Con sentenza n. 9635 dell’11 maggio 2016, la Corte di Cassazione ha ritenuto che la nozione di insubordinazione non è limitata al rifiuto di adempiere alle disposizioni dei superiori, ma si estende anche ad ogni condotta volta a pregiudicarne l’esecuzione nell’ambito dell’organizzazione societaria. Conseguentemente, ad avviso della Suprema Corte, la critica rivolta ai superiori gerarchici, secondo modalità esorbitanti dai limiti di tono, forma e contenuto reca danno all’efficienza aziendale; infatti, secondo i Giudici di legittimità, l’autorevolezza dei superiori gerarchici risente un pregiudizio se il lavoratore, con toni ingiuriosi, attribuisca ai medesimi superiori qualità manifestamente disonorevoli.

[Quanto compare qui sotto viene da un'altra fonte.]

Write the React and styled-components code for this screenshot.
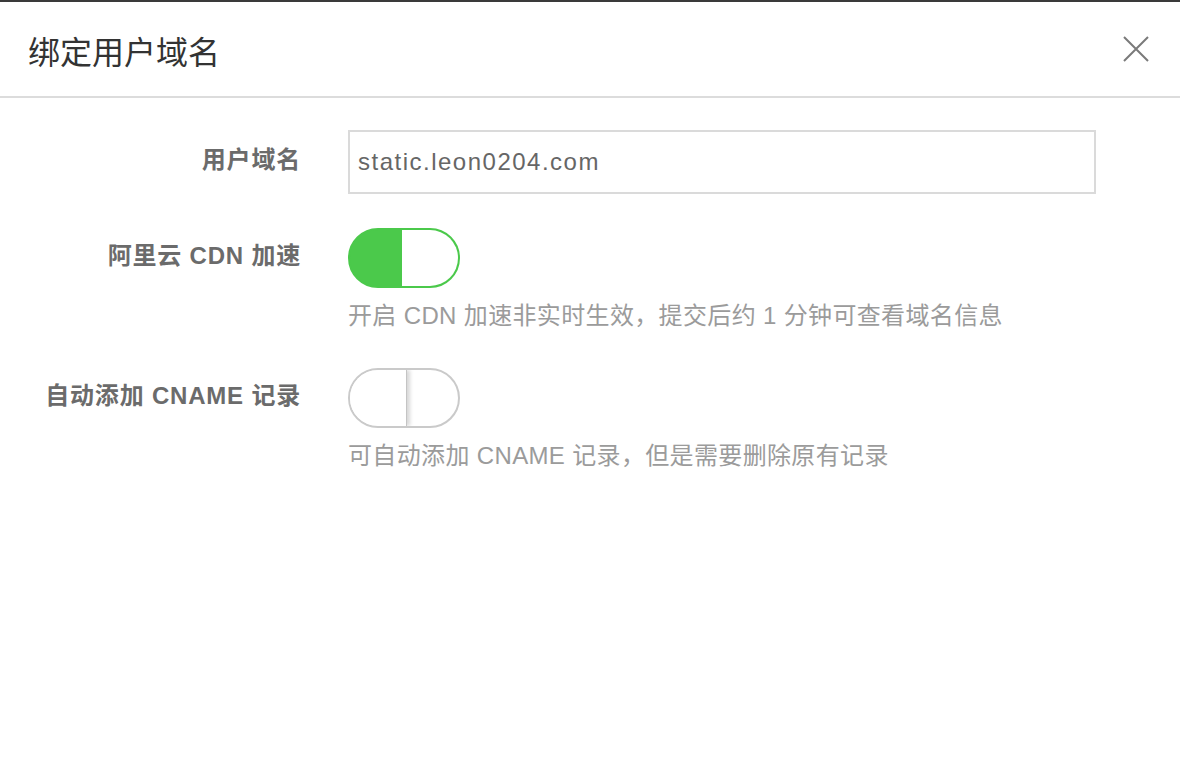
import styled, { createGlobalStyle } from 'styled-components';
import { useState } from 'react';

const GlobalStyle = createGlobalStyle`
  html, body {
    margin: 0;
    padding: 0;
    background: #fff;
  }
  body {
    font-family: "Liberation Sans", "Noto Sans CJK SC", sans-serif;
  }
  * {
    box-sizing: border-box;
  }
`;

const Switch = ({ on, onToggle }) => (
  <Track type="button" $on={on} onClick={onToggle}>
    <Knob $on={on} />
  </Track>
);

const App = () => {
  const [domain, setDomain] = useState('static.leon0204.com');
  const [cdn, setCdn] = useState(true);
  const [cname, setCname] = useState(false);

  return (
    <Dialog>
      <GlobalStyle />
      <Header>
        <Title>绑定用户域名</Title>
        <CloseButton type="button" aria-label="关闭">
          <svg width="26" height="26" viewBox="0 0 26 26">
            <path d="M1 1L25 25M25 1L1 25" stroke="#7a7a7a" strokeWidth="2" fill="none" />
          </svg>
        </CloseButton>
      </Header>

      <Form>
        <Label $h={64}>用户域名</Label>
        <Field>
          <Input value={domain} onChange={(e) => setDomain(e.target.value)} />
        </Field>

        <Label $h={60}>阿里云 CDN 加速</Label>
        <Field>
          <Switch on={cdn} onToggle={() => setCdn(!cdn)} />
          <Help>开启 CDN 加速非实时生效，提交后约 1 分钟可查看域名信息</Help>
        </Field>

        <Label $h={60}>自动添加 CNAME 记录</Label>
        <Field>
          <Switch on={cname} onToggle={() => setCname(!cname)} />
          <Help>可自动添加 CNAME 记录，但是需要删除原有记录</Help>
        </Field>
      </Form>
    </Dialog>
  );
};

const Dialog = styled.div`
  width: 1180px;
  min-height: 772px;
  background: #fff;
  border-top: 2px solid #3a3a3a;
`;

const Header = styled.div`
  display: flex;
  align-items: center;
  justify-content: space-between;
  height: 96px;
  padding: 0 31px 0 28px;
  border-bottom: 2px solid #dcdcdc;
`;

const Title = styled.h1`
  margin: 0;
  font-size: 32px;
  font-weight: normal;
  color: #333;
  transform: translateY(1px);
`;

const CloseButton = styled.button`
  display: flex;
  padding: 0;
  border: none;
  background: none;
  cursor: pointer;
`;

const Form = styled.div`
  display: grid;
  grid-template-columns: 300px 1fr;
  column-gap: 48px;
  row-gap: 34px;
  padding: 32px 84px 0 0;
`;

const Label = styled.div`
  display: flex;
  align-items: center;
  justify-content: flex-end;
  height: ${(p) => p.$h}px;
  padding-bottom: 9px;
  margin-right: -1px;
  font-size: 24px;
  font-weight: bold;
  letter-spacing: 0.8px;
  color: #6b6b6b;
  white-space: nowrap;
`;

const Field = styled.div`
  display: flex;
  flex-direction: column;
  align-items: flex-start;
`;

const Input = styled.input`
  width: 100%;
  height: 64px;
  padding: 0 8px;
  border: 2px solid #dadada;
  border-radius: 0;
  outline: none;
  font-family: inherit;
  font-size: 24px;
  letter-spacing: 1.5px;
  color: #666;
  background: #fff;
`;

const Track = styled.button`
  display: flex;
  justify-content: ${(p) => (p.$on ? 'flex-end' : 'flex-start')};
  width: 112px;
  height: 60px;
  padding: 0;
  border: 2px solid ${(p) => (p.$on ? '#4bc94b' : '#cacaca')};
  border-radius: 30px;
  background: ${(p) => (p.$on ? '#4bc94b' : '#fff')};
  overflow: hidden;
  cursor: pointer;
`;

const Knob = styled.span`
  display: block;
  width: ${(p) => (p.$on ? 56 : 57)}px;
  height: 100%;
  background: #fff;
  border-right: ${(p) => (p.$on ? 'none' : '1px solid #c4c4c4')};
  box-shadow: ${(p) => (p.$on ? 'none' : '3px 0 4px rgba(0, 0, 0, 0.16)')};
`;

const Help = styled.div`
  margin: 12px 0 2px;
  line-height: 32px;
  font-size: 24px;
  letter-spacing: 0.35px;
  color: #9b9b9b;
  white-space: nowrap;
`;

export default App;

Alla luce di tali principi, la Suprema Corte ha riconosciuto la legittimità del licenziamento per giusta causa irrogato nei confronti di un lavoratore che aveva utilizzato espressioni ingiuriose nei confronti del proprio superiore, ritenendo integrati gli estremi dell’insubordinazione.
Sempre in tema di licenziamento per giusta causa per insubordinazione, la Suprema Corte, con sentenza n. 8236 del 26 aprile 2016, in senso diametralmente opposto, ha stabilito che la nozione di insubordinazione è ristretta alla condotta di chi rifiuti di ottemperare ad una direttiva o ad un ordine, giustificato e legittimo, ovvero di svolgere una diversa attività o un diverso compito.